In Laura Tillman's debut book, she covers the 2003 murder of three young children in South Texas. Murdered by their parents, the short lives of Julissa, John Stephan, and Mary Jane, have left long shadows over the community of Brownsville, TX.
In an heartwrenching look at the ramifications of murder on a small community, Ms. Tillman exposes more about humanity than expected. She communicated with John Allan Rubio for a number of years after his conviction of murder in the case of his stepdaughter, son, and daughter, and this book is a result of her continued reporting. Ms. Tillman spent countless hours walking the streets of Brownsville, talking to Mr. Rubio's neighbors, family, friends, and community leaders in her efforts to tease out why this tragedy unfolded.
Rubio grew up poor and hispanic in a Texas border town, those were the first two strikes against him. His potential learning disabilities and mental illness were additional strikes, and his "falling through the cracks" seemed to seal his life and destiny up. This book explores how circumstances beyond ones control can really can control ones life. The injustice of being poor, uneducated, fragile, Mexican...Of being different. All these things are polarizing in the American judicial system.
I can't really begin to pick apart this book. I vaguely remembered hearing about this murder case, and immediately deciding that Rubio must be a monster. How could a father brutally murder his three children? How could he possibly be allowed to life after ending the lives of such young children? The babies were 3 years, 14 months, and 2 months. They were found in squalor, drug using parents, brutalized. These were the words in the headlines in March 2003. Rubio never denied killing the children, why shouldn't he be put to death?
Why indeed? What brings a person to that point, where they seem to crack, and commit an atrocity? Maybe the answers really aren't cut and dried, maybe they are firmly rooted in that person's past. Maybe the seeds of destiny, fate, predestination, are planted into us by our very surroundings? These are some of the questions posed to the reader by Ms Tillman. And questions to which there are no answers, easy or not. In fact, just trying to answer these questions for yourself tugs at our beliefs of what makes up a person.
I cried reading this book, on a few different occasions. I'm still asking myself questions about what might have happened under different circumstances. If Rubio had made it into the Army, if he'd not come from a poor family, if he'd been able to access care for his probable mental illness...Would the children have ever been in this kind of situation? Would the children be here today? Where would Rubio be in his life? But these are only questions. Ones that there can never be an answer to, because of circumstances falling together into a pattern that affects millions of people every single year. Poverty, skin color, lack of access to education to health care, drug use...Things that so many of us take for granted.
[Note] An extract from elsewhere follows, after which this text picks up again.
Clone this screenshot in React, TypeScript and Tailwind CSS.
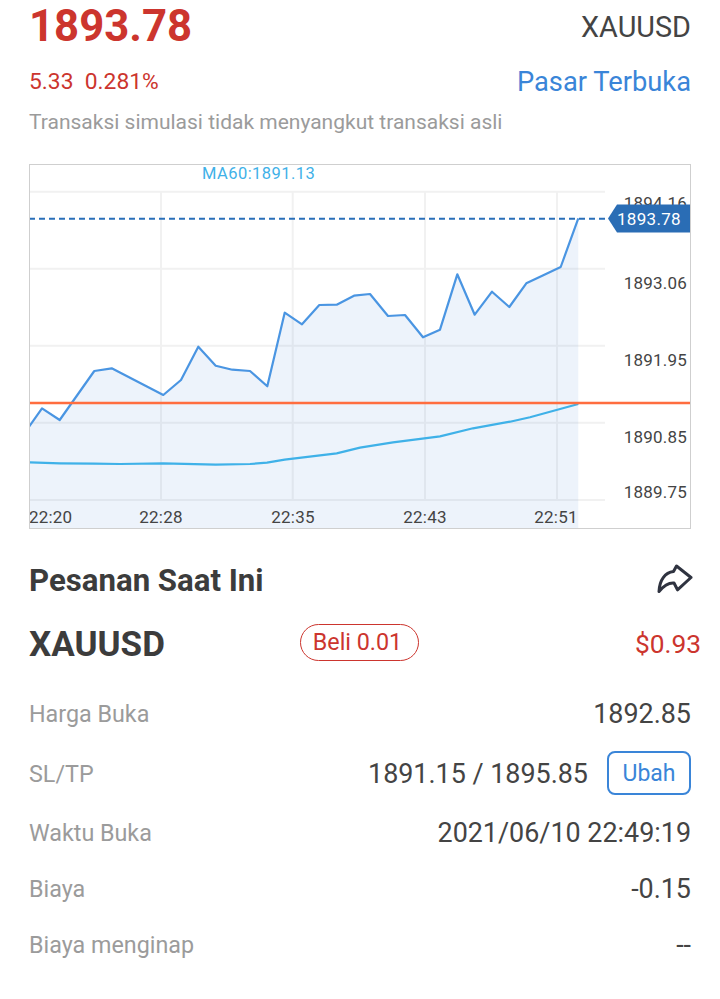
const price: [number, number][] = [
  [29, 426.7], [42, 408.3], [59.7, 420], [94.3, 371], [111.7, 368.3], [163.3, 395], [181, 380], [198.3, 346.7],
  [215.7, 365.7], [232.3, 369.7], [250, 371], [267.3, 386.3], [284.7, 312.7], [302, 324.3], [319.3, 305],
  [336.7, 304.7], [354, 295.7], [370, 294], [388, 316], [405, 315], [423, 337.3], [440, 329.7], [457.3, 274.3],
  [474.7, 314.7], [492, 291.7], [509.3, 307], [526.3, 283.3], [543.3, 275.3], [560.7, 267], [578.3, 218.3],
];
const ma: [number, number][] = [
  [29, 462.3], [60, 463.3], [94, 463.7], [120, 464], [163, 463.3], [215.7, 464.7], [250, 464], [267, 462.7],
  [284.7, 459.7], [336.7, 453.3], [360, 447.7], [393, 442.3], [440, 436.3], [473, 428.3], [510, 421.7],
  [530, 417.3], [578.3, 404],
];
const pts = (a: [number, number][]) => a.map(([x, y]) => `${x - 29},${y - 164}`).join(" ");
const hLines = [191.7, 268.7, 345.7, 422.7, 500];
const vLines = [161, 292.7, 425, 557];
const yLabels: [string, number][] = [["1893.06", 125], ["1891.95", 202], ["1890.85", 279], ["1889.75", 334]];
const xLabels: [string, number][] = [["22:28", 132], ["22:35", 264], ["22:43", 396], ["22:51", 527]];

function Chart() {
  return (
    <div className="mt-[32px] h-[365px] w-[662px] border border-[#cfcfcf] overflow-hidden">
      <svg width="662" height="365" viewBox="0 0 662 365" className="block -m-px" fontFamily="Roboto, sans-serif">
        {hLines.map((y) => (
          <line key={y} x1="0" x2="576" y1={y - 164} y2={y - 164} stroke="#f1f1f1" strokeWidth="2" />
        ))}
        {vLines.map((x) => (
          <line key={x} x1={x - 29} x2={x - 29} y1="28" y2="336" stroke="#f1f1f1" strokeWidth="2" />
        ))}
        <polygon points={`0,365 ${pts(price)} 549.3,365`} fill="#3b7fd6" fillOpacity="0.09" />
        <text x="173" y="15" fontSize="16.5" letterSpacing="0.45" fill="#3fb1e8">MA60:1891.13</text>
        <text x="658" y="45" fontSize="17" textAnchor="end" letterSpacing="0.2" fill="#444">1894.16</text>
        {yLabels.map(([t, y]) => (
          <text key={t} x="658" y={y} fontSize="17" textAnchor="end" letterSpacing="0.2" fill="#444">{t}</text>
        ))}
        <text x="0" y="359" fontSize="17" letterSpacing="0.2" fill="#444">22:20</text>
        {xLabels.map(([t, x]) => (
          <text key={t} x={x} y="359" fontSize="17" textAnchor="middle" letterSpacing="0.2" fill="#444">{t}</text>
        ))}
        <polyline points={pts(ma)} fill="none" stroke="#3fb1e8" strokeWidth="2.2" />
        <polyline points={pts(price)} fill="none" stroke="#4a95e2" strokeWidth="2.2" strokeLinejoin="round" />
        <line x1="0" x2="578" y1="54.7" y2="54.7" stroke="#2a6fb9" strokeWidth="2" strokeDasharray="6 4" />
        <line x1="0" x2="662" y1="239" y2="239" stroke="#ff6d3f" strokeWidth="2.4" />
        <polygon points="579,54.5 588,40.5 662,40.5 662,68.5 588,68.5" fill="#2a6db5" />
        <text x="588" y="61" fontSize="17" letterSpacing="0.3" fill="#fff">1893.78</text>
      </svg>
    </div>
  );
}

function Row({ label, value, h, extra }: { label: string; value: string; h: string; extra?: boolean }) {
  return (
    <div className={`flex items-center justify-between ${h}`}>
      <span className="text-[23.3px] text-[#9b9b9b]">{label}</span>
      <div className="flex items-center">
        <span className="text-[26.9px] text-[#444444]">{value}</span>
        {extra && (
          <span className="mb-[2px] ml-[19px] flex h-[44px] w-[84px] items-center justify-center rounded-[8px] border-2 border-[#3a85d8] pt-[2px] text-[23px] text-[#3a85d8]">
            Ubah
          </span>
        )}
      </div>
    </div>
  );
}

export default function App() {
  return (
    <div className="h-[999px] w-[720px] overflow-hidden bg-white px-[29px] font-['Roboto',sans-serif]">
      <div className="flex h-[53px] items-center justify-between">
        <span className="text-[43.7px] font-bold leading-none text-[#cc352e]">1893.78</span>
        <span className="mt-[2px] text-[28.8px] text-[#444444]">XAUUSD</span>
      </div>
      <div className="mt-[9px] flex h-[40px] items-center justify-between">
        <span className="text-[22.8px] text-[#cc352e]">5.33&nbsp;&nbsp;0.281%</span>
        <span className="text-[27.3px] text-[#3a85d8]">Pasar Terbuka</span>
      </div>
      <div className="mt-[10px] h-[20px] text-[21px] leading-[20px] text-[#9b9b9b]">Transaksi simulasi tidak menyangkut transaksi asli</div>
      <Chart />
      <div className="mt-[27px] flex h-[50px] items-center justify-between">
        <span className="text-[31.2px] font-bold text-[#3c3c3c]">Pesanan Saat Ini</span>
        <svg width="36" height="32" viewBox="0 0 36 32" fill="none" stroke="#2f3340" strokeWidth="3" strokeLinejoin="round" strokeLinecap="round" className="mb-[5px] mr-[-2px]">
          <path d="M2 28.5 C2.5 17 8 9.5 16.5 8.5 L19.5 3 L34 14.5 L20.5 26.8 L17 20 C11 19.5 6.5 23 2 28.5 Z" />
        </svg>
      </div>
      <div className="relative mt-[14px] flex h-[50px] items-center">
        <span className="w-[271px] text-[35px] font-bold text-[#3c3c3c]">XAUUSD</span>
        <span className="mb-[5px] flex h-[37px] w-[119px] items-center justify-center rounded-full border border-[#cc352e] pr-[4px] text-[23.3px] text-[#cc352e]">
          Beli 0.01
        </span>
        <span className="absolute right-[-10px] text-[26.3px] text-[#cc352e]">$0.93</span>
      </div>
      <div className="mt-[15px]">
        <Row label="Harga Buka" value="1892.85" h="h-[59px]" />
        <Row label="SL/TP" value="1891.15 / 1895.85" h="h-[60px]" extra />
        <Row label="Waktu Buka" value="2021/06/10 22:49:19" h="h-[58px]" />
        <Row label="Biaya" value="-0.15" h="h-[54px]" />
        <Row label="Biaya menginap" value="--" h="h-[58px]" />
      </div>
    </div>
  );
}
I'm recommending reading this to pretty much everyone. It should be required reading for sociology courses, for psychology classes, for people going into law, into political science...For people who care about other people, people who have begun to realize how polarized our thinking is, how "other" people aren't deserving of anything. I deeply wish that this book wasn't needed, that we as humans were advanced enough to believe that people are *all* deserving of an equal shot at life. But we're not, we won't ever get to that place.
This book hurts. It hits from so many different places in so many different ways. But all of them are needed.
In the interest of disclosure, I was provided with an ARC of this book from the publisher.